Byrd's poor strikeout rate, fly ball tendencies and H/9 trends cancel out his impeccable control. His home run rates have typically sat just above one per nine innings, and seems to be a fairly sustainable stat for him. His age and history of injury are risks at he prices in the current market.

Livan Hernandez is at the top of the pole of starting pitchers that may see a massive drop off in the next year or two.

After logging 750 innings in the last three seasons, Hernandez finally saw decline in his strikeout rate (more than a strikeout drop since 2003) and he's allowing nearly twice as many fly balls.

At 31, Hernandez is likely done as a 240-inning horse who finds a way to drop a sub-4.00 ERA on the league. Even in the severe pitcher's park that was RFK in 2005, Hernandez struggled to keep his ERA in the threes and surrendered 25 home runs, just three off the second-highest total of his career.

Despite pitching at Shea Stadium, Benson continued his downward spiral. His strikeout rate plummeted and his ERA rose more than a quarter of a run.

Odalis Perez was off his game in 2005 and was also injured. His 4.82 ERA may be an aberation but his tendency to land on the DL is not.

An up and down spike in all areas make it tough to guage where Perez might go next, but his fragility should scare every team away.

Pavano's 4.93 FIP (Fielding Independent ERA) last season shows that his 5.57 ERA was at least somewhat due to the terrible defense that the Yankees put behind him.

Pavano's injury almost certainly contributed to his struggles, but he did continue to get ground balls, though not many were turned into outs.

At 29, Pavano's health is the only thing keeping him from his No. 3 starter capabilities.

Mystery pitcher No. 1 is a walking red flag, though his 4.50 FIP shows that he had some bad luck in 2005.

The right-hander induced a decent amound of ground balls, the best ratio of his career, but his strikeout rates were down and his walk rates were up from '04.

If he wasn't still under 30 and with the injury excuse, he'd be on the scrap heap, and he may land there anyways with a repeat of 2005.

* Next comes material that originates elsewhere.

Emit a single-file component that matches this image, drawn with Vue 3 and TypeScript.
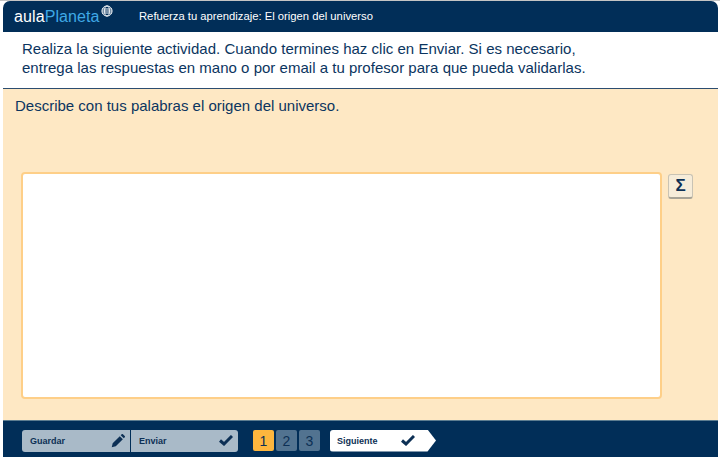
<template>
  <div class="page">
    <header class="top">
      <div class="logo">
        <span class="aula">aula</span><span class="planeta">Planeta</span>
        <svg class="globe" width="12" height="12" viewBox="0 0 13 13" fill="none" stroke="#fff" stroke-width="1">
          <circle cx="6.5" cy="6.5" r="5.5" />
          <ellipse cx="6.5" cy="6.5" rx="2.6" ry="5.5" />
          <path d="M1.4 4.3h10.2M1 6.5h11M1.4 8.7h10.2" />
        </svg>
      </div>
      <div class="title">{{ title }}</div>
    </header>
    <section class="intro">
      <p>Realiza la siguiente actividad. Cuando termines haz clic en Enviar. Si es necesario,</p>
      <p>entrega las respuestas en mano o por email a tu profesor para que pueda validarlas.</p>
    </section>
    <main class="work">
      <p class="question">Describe con tus palabras el origen del universo.</p>
      <div class="answer-row">
        <textarea class="answer" aria-label="Respuesta"></textarea>
        <button class="sigma" type="button">Σ</button>
      </div>
    </main>
    <footer class="bottom">
      <div class="actions">
        <button class="action first" type="button">
          <span>Guardar</span>
          <svg width="14" height="14" viewBox="0 0 15 15" fill="#0d3055">
            <path d="M0.8 14.2l1-4.3 7.6-7.6 3.3 3.3-7.6 7.6zM10.4 1.3l1-1a1 1 0 0 1 1.4 0l1.9 1.9a1 1 0 0 1 0 1.4l-1 1z" />
          </svg>
        </button>
        <button class="action last" type="button">
          <span>Enviar</span>
          <svg width="14" height="11" viewBox="0 0 14 11" fill="none" stroke="#0d3055" stroke-width="3">
            <path d="M1 5.5l4 3.5 8-8" />
          </svg>
        </button>
      </div>
      <div class="pager">
        <span v-for="n in pages" :key="n" class="page-num" :class="{ active: n === current }">{{ n }}</span>
      </div>
      <button class="next" type="button">
        <span>Siguiente</span>
        <svg width="14" height="11" viewBox="0 0 14 11" fill="none" stroke="#0d3055" stroke-width="3">
          <path d="M1 5.5l4 3.5 8-8" />
        </svg>
      </button>
    </footer>
  </div>
</template>

<script setup lang="ts">
const title = 'Refuerza tu aprendizaje: El origen del universo'
const pages: number[] = [1, 2, 3]
const current = 1
</script>

<style>
html,
body {
  margin: 0;
  background: #fff;
}
</style>

<style scoped>
.page {
  width: 720px;
  height: 457px;
  box-sizing: border-box;
  padding: 1px 2px 0 3px;
  display: flex;
  flex-direction: column;
  font-family: "Liberation Sans", Arial, sans-serif;
  color: #0b3560;
  overflow: hidden;
  background: linear-gradient(#c4c4c4 1px, #fff 1px);
}

.top {
  height: 31px;
  flex-shrink: 0;
  display: flex;
  align-items: center;
  background: #012e58;
  border-radius: 7px 7px 0 0;
}

.logo {
  position: relative;
  width: 125px;
  padding-left: 11px;
  font-size: 16px;
  letter-spacing: 0.1px;
  line-height: 31px;
  white-space: nowrap;
}

.aula {
  color: #fff;
}

.planeta {
  color: #3fa9e6;
}

.globe {
  position: absolute;
  left: 98px;
  top: 4px;
}

.title {
  color: #fff;
  font-size: 11.25px;
  line-height: 31px;
}

.intro {
  height: 57px;
  flex-shrink: 0;
  box-sizing: border-box;
  padding: 7px 0 0 19px;
  background: #fff;
  font-size: 15px;
  letter-spacing: 0.02px;
  line-height: 19px;
  border-bottom: 1px solid #2c4d70;
}

.intro p,
.question {
  margin: 0;
}

.work {
  flex: 1;
  min-height: 0;
  background: #fee8c4;
  padding: 8px 0 0 12px;
  box-sizing: border-box;
}

.question {
  font-size: 15px;
  line-height: 17px;
}

.answer-row {
  display: flex;
  align-items: flex-start;
  margin: 58px 0 0 6px;
}

.answer {
  width: 641px;
  height: 227px;
  box-sizing: border-box;
  margin: 0;
  padding: 4px;
  resize: none;
  background: #fff;
  border: 2px solid #fecf88;
  border-radius: 4px;
  outline: none;
}

.sigma {
  width: 25px;
  height: 25px;
  margin: 2px 0 0 6px;
  padding: 0;
  box-sizing: border-box;
  border: 1px solid #c9c3b4;
  border-bottom: 2px solid #a8a396;
  border-radius: 3px;
  background: #f6ecd9;
  color: #0d3055;
  font-family: "Liberation Sans", Arial, sans-serif;
  font-size: 17px;
  font-weight: 700;
}

.bottom {
  height: 37px;
  flex-shrink: 0;
  display: flex;
  align-items: center;
  padding: 3px 0 0 19px;
  box-sizing: border-box;
  background: #012e58;
  border-top: 1px solid #5d7d90;
}

.actions {
  display: flex;
  gap: 1px;
}

.action {
  height: 22px;
  display: flex;
  align-items: center;
  justify-content: space-between;
  padding: 0 5px 0 8px;
  box-sizing: border-box;
  border: 0;
  background: #a9bac8;
  color: #0d3055;
  font-family: "Liberation Sans", Arial, sans-serif;
  font-size: 9px;
  font-weight: 700;
}

.first {
  width: 108px;
  border-radius: 3px 0 0 3px;
}

.last {
  width: 107px;
  border-radius: 0 3px 3px 0;
}

.pager {
  display: flex;
  gap: 2px;
  margin-left: 15px;
}

.page-num {
  width: 21px;
  height: 21px;
  display: flex;
  align-items: center;
  justify-content: center;
  background: #527390;
  border-radius: 2px;
  color: #0d3055;
  font-size: 14px;
}

.page-num.active {
  background: #fdb63e;
}

.next {
  width: 106px;
  height: 22px;
  margin-left: 10px;
  padding: 0 21px 0 7px;
  display: flex;
  align-items: center;
  justify-content: space-between;
  box-sizing: border-box;
  border: 0;
  background: #fff;
  color: #0d3055;
  font-family: "Liberation Sans", Arial, sans-serif;
  font-size: 9px;
  font-weight: 700;
  border-radius: 3px;
  clip-path: polygon(0 0, 92% 0, 100% 50%, 92% 100%, 0 100%);
}
</style>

Mistery pitcher No. 2 has sustained his ERA within a half run, despite pitching through a finger injury in '05 as well as a tough park in which to pitch.

His strikeouts haven't dipped much, though his control is still in shambles. His biggest positive factor is his ground ball tendencies, steadily improving each year. This right-handed starter could see a breakout season if he joins the right club.

We all know that Burnett and Millwood are the top two starters on the market and everyone else is mid-tier talent - or worse.

In looking for value, Morris isn't worth what Loaiza received, largely due to the improbability that he can sustain his '05 performance beyond 2006 - if that long.

Weaver has the edge over Morris, cite his age and recent trend advantage, though he isn't likely to be a value choice at four years and more annual salary than Jon Lieber.

Byrd might be a decent value for one year, but even that is up for debate. Giving him the benefit of the doubt would be claiming that he can repeat his '05 season at an 80% rate.

Byrd needs a strong defense and a fly ball park to keep things going, but his troubles versus left-handed hitters (.306 BAA in '05) is bound to bite him in the ERA. With bad G/F rates, his 35th birthday and a "pitch-to-contact" approach, Byrd is more than likely a one-year value and a three-year waste.

The trade possibilities with Benson, Hernandez, Perez and Mystery pitcher No. 2 can be waded through by salary and trade cost and trimmed down to the unknown arm as the best value, as well as the most likely to either improve or repeat his recent numbers.

Mystery pitcher No. 1 is a burning wick on a stick of dynamite, with the possible exception of a late-season turnaround last summer.

Comparing No. 2 with Morris, Weaver, Byrd, Pavano, Benson and Hernandez ends with the last pitcher standing being the one with the proverbial ski mask over his head.

Pavano is pretty good bet to return to most of the form that landed him nearly $10 million a season, or nearly $6 million more than No. 2.

In case you haven't figured it out, Mystery pitcher No. 1 is Seattle's own Joel Pineiro. He may be finished as a quality starter and could be deemed useless without a quick comeback in 2006.

Mystery pitcher No. 2 is Colorado right-hander Jason Jennings. With severe ground ball abilities, a repeatable talent, he's one skill shy of having No. 3 starter potential at just $4.5 million - better control.

Getting him out of Coors and into an actual baseball park will help immensley and could even improve his confidence and overall stuff.

While he's no rotation savior or immediate impact arm, it's this kind of acquisition that championship baseball clubs make. See Chicago White Sox with Jermaine Dye, Jose Contreras and Orlando Hernandez or St. Louis with Chris Carpenter.

It's a risk, but a low-risk, high-reward type that can't hurt the club if it results in a swing and a miss.